= EXERCISE OBJECTIVE =
Search the material for the word "styled" and copy each line that holds it.

= EXTRACTED MATERIAL =
◆ ◆ ◆

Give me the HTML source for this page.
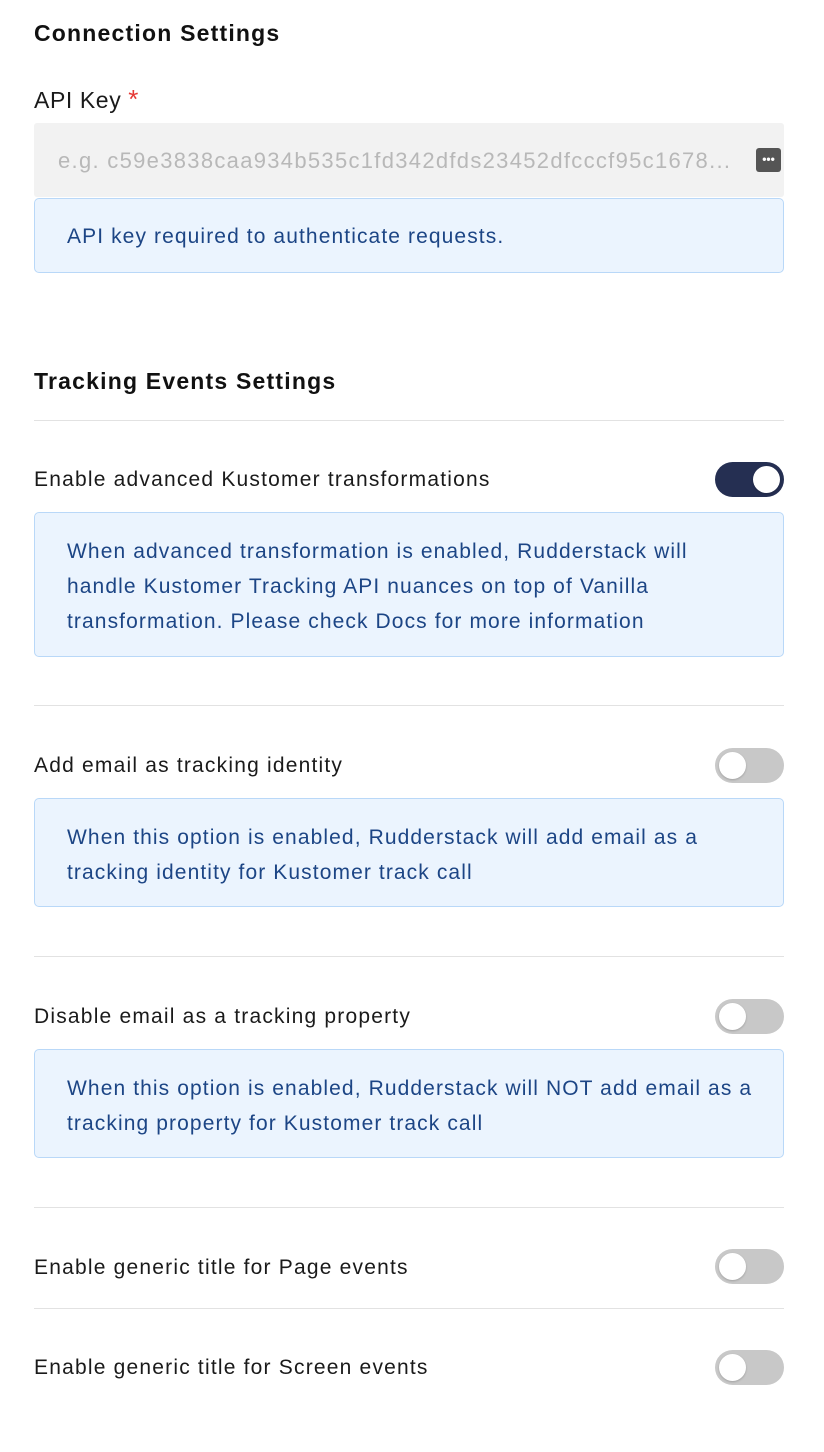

◆ ◆ ◆

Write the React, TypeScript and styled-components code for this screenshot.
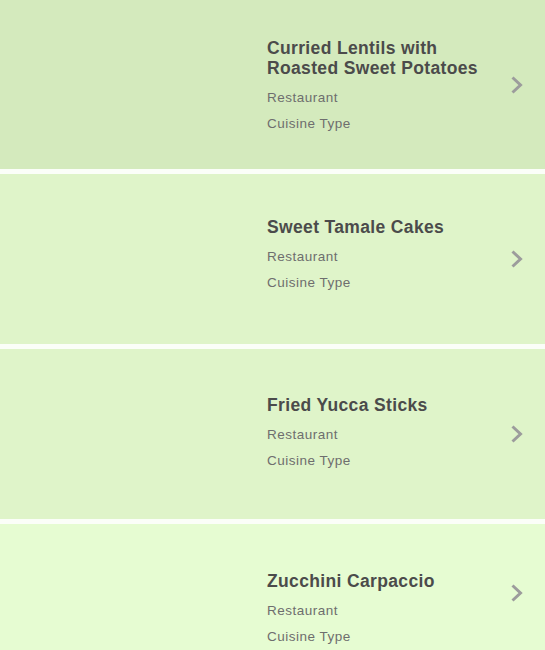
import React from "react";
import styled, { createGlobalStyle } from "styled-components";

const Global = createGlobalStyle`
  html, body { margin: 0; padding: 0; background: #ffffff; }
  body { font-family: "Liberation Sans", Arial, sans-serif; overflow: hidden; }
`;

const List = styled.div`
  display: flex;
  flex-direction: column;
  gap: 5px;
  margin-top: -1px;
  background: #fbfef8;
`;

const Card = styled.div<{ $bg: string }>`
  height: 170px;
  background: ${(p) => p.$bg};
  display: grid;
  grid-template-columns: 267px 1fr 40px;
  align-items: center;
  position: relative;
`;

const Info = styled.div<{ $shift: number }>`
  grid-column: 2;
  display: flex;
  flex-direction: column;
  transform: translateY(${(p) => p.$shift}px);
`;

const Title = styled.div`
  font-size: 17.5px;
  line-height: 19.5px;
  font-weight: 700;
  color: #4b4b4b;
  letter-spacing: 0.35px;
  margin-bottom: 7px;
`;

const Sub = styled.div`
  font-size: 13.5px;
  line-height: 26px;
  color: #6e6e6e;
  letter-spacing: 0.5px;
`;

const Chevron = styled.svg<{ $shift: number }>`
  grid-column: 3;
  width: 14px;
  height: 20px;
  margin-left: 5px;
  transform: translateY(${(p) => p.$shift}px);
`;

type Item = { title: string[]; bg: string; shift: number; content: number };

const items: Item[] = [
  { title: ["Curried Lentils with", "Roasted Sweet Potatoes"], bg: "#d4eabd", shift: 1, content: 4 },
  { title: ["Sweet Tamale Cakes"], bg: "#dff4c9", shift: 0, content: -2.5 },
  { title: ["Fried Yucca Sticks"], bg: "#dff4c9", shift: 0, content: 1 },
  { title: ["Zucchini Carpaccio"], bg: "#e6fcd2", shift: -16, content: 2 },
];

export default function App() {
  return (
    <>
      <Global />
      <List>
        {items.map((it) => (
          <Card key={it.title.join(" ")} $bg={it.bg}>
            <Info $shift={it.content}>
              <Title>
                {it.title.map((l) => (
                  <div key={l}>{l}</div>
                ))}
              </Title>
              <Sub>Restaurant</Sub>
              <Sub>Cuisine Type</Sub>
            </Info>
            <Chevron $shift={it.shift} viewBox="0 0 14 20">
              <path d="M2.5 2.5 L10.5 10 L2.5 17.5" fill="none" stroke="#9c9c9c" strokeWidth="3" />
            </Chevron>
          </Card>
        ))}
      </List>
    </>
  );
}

◆ ◆ ◆

= CORRECT RESULT =
Write the React, TypeScript and styled-components code for this screenshot.
import styled, { createGlobalStyle } from "styled-components";
const List = styled.div`
const Card = styled.div<{ $bg: string }>`
const Info = styled.div<{ $shift: number }>`
const Title = styled.div`
const Sub = styled.div`
const Chevron = styled.svg<{ $shift: number }>`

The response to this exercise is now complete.